State representative-elect Gerri Cannon (D-Somersworth) plans to file a bill that would allow transgender people to change the sex listed on their birth certificates.
Seacoast Online reported,
“I don’t identify myself as a trans person going to Concord, but I am a trans person in Concord,” Bunker said during a sit-down interview with Seacoast Media Group alongside Cannon. “It is important to represent. One way I think we can do that (is) to look at legislation from a trans person’s point of view, or an LGBT person’s point of view, and ask if there’s something people are missing here because they just don’t know.”
[…]
Cannon made her first foray into political office last year when she was elected to the Somersworth School Board, but she has long been involved in public discourse. She’s testified several times about transgender issues before the Legislature, and she said seeing the political process up close got her motivated to give it a go herself.

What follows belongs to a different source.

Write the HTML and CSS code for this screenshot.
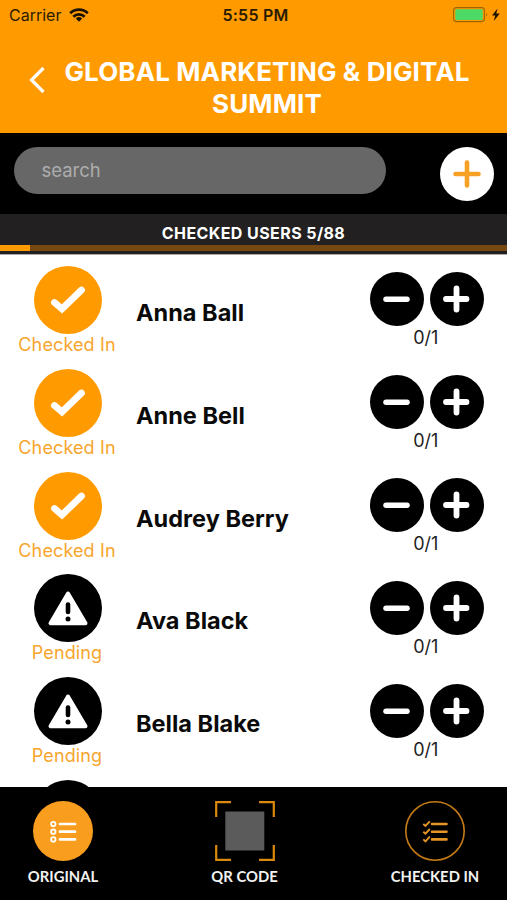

“There’s a lot more things than just the transgender community,” Cannon said. “As I sat in other sessions in the House, I realized there were a lot of things I had an opinion about. There were a lot of health and human services issues.”
There are something like five trans persons that were elected in November. Liz Lyke and Kathy Ottersten were elected in Fairbanks Alaska, and in Colorado Brianna Titone, according to the New York Times there also were at least 153 LGBTQ candidates elected last November.

I met Gerri Cannon at Fantasia Fair in October, she gave a noon Keynote address.